One of the motivations behind this is precisely to allow code like the one in the original post.

My link from earlier discusses this, but currently references are only annotated with dereferencable(N) rather than dereferencable(noundef N). That makes it is immediate UB to have a reference that is dangling, but not immediate UB to have a reference pointing at uninitialized memory.

4 Likes

Does that mean the documentation of std::slice::from_raw_parts_mut is slightly outdated (or rather: conservative)?

It doesn't distinguish between safety and validity invariants, which I suppose is somewhat conservative.
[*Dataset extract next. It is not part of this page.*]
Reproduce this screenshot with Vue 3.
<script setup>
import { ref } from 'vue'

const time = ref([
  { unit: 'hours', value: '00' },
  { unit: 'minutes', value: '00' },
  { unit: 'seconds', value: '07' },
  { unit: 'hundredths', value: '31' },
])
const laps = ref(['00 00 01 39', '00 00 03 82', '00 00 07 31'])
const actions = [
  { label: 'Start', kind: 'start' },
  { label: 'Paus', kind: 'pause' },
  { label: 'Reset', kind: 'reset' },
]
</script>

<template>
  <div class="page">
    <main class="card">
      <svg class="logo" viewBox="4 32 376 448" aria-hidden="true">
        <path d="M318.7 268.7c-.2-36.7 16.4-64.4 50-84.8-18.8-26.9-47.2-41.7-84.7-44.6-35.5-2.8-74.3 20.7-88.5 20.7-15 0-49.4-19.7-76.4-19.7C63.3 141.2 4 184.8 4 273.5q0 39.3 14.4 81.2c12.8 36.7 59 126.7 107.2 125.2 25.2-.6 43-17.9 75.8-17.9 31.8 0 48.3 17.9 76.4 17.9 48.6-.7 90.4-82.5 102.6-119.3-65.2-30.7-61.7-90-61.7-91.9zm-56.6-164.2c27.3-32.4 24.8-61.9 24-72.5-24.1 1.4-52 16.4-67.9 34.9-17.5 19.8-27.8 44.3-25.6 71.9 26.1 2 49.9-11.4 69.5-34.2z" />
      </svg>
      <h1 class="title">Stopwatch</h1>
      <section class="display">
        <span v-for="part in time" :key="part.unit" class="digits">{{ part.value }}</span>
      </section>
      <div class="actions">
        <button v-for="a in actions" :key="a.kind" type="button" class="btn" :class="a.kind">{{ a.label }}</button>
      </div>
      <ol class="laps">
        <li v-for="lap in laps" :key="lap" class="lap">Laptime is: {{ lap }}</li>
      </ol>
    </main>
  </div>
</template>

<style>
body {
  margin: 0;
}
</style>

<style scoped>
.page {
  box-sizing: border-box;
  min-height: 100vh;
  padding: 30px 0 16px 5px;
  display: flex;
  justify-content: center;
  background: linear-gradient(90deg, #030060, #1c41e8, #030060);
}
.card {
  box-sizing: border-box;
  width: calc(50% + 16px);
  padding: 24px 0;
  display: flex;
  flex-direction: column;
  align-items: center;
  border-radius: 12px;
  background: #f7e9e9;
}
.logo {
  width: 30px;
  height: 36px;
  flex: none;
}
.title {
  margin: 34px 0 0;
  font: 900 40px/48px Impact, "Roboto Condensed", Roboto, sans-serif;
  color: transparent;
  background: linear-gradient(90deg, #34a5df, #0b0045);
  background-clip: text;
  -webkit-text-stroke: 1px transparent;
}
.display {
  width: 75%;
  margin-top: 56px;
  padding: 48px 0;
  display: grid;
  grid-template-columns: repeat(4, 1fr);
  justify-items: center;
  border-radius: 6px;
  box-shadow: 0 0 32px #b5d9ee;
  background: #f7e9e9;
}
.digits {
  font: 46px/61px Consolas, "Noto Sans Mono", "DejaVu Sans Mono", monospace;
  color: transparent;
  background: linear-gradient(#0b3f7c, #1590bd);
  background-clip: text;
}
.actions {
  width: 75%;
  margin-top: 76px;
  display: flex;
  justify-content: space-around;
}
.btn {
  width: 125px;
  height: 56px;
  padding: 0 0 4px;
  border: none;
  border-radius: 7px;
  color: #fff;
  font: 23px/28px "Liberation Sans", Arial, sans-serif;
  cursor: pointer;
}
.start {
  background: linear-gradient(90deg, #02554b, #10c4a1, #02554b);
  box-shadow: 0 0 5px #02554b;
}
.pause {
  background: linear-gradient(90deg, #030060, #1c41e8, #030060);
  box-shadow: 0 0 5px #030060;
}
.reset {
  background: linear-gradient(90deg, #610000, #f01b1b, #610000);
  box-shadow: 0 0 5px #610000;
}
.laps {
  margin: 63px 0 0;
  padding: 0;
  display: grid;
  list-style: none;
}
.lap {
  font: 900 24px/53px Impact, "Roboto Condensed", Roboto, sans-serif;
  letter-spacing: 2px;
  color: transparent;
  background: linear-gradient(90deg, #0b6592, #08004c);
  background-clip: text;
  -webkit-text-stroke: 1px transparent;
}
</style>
It's definitely not outdated as, whatever the current direction of the UCG happens to be, there has been no formal decision. Some might call it conservative if they're confident enough in the current direction of the UCG, but I would personally consider it irresponsible until there has been a formal decision.
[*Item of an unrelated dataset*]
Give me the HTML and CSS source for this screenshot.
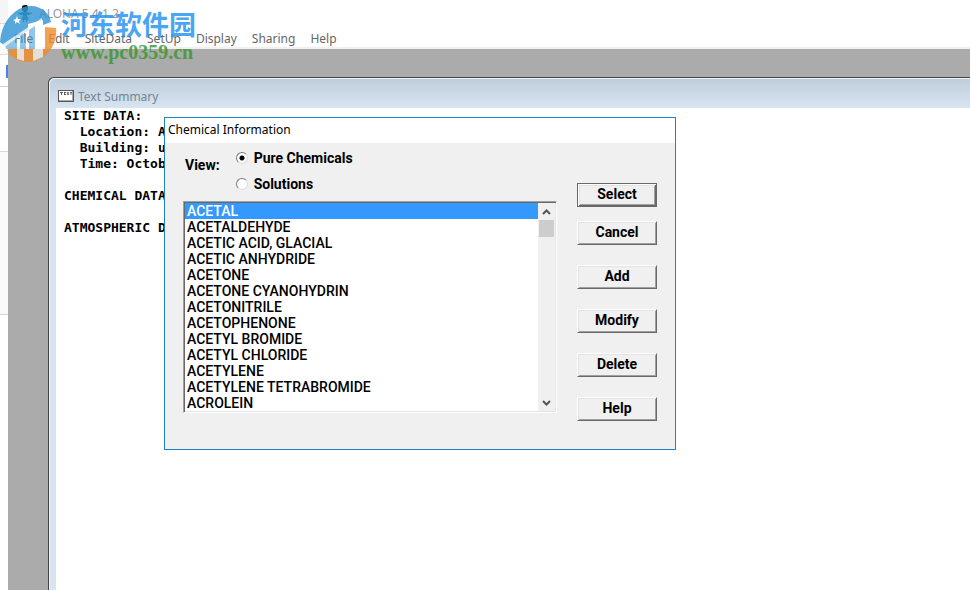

Until the decision is formal, it is still undefined.

3 Likes

Ah, so the answer to the question whether the code is exhibiting undefined behavior is… :thinking: well… undefined. :laughing:

3 Likes

API documentation is only ever about safety invariants. Validity invariants are only relevant when interacting directly with language primitives. Most of the time, if you violate an API's "safety" documentation you are not guaranteed to cause language UB. It's a modularity thing. std::slice::from_raw_parts_mut says what the requirements are to produce a &[T] that can be passed to arbitrary safe code.

It is a separate question whether some functions like std::slice::from_raw_parts_mut want to also have promises regarding when they will not cause immediate UB. That should be a very rare thing generally speaking, because you basically need to have complete knowledge of the MIR generated by the function and everything it calls (or at least validity promises of the same nature for all of those functions). Furthermore having such documentation on the API could mislead users, if they confuse the safety and validity documentation. It is probably best to relegate those kind of docs to the nomicon or so.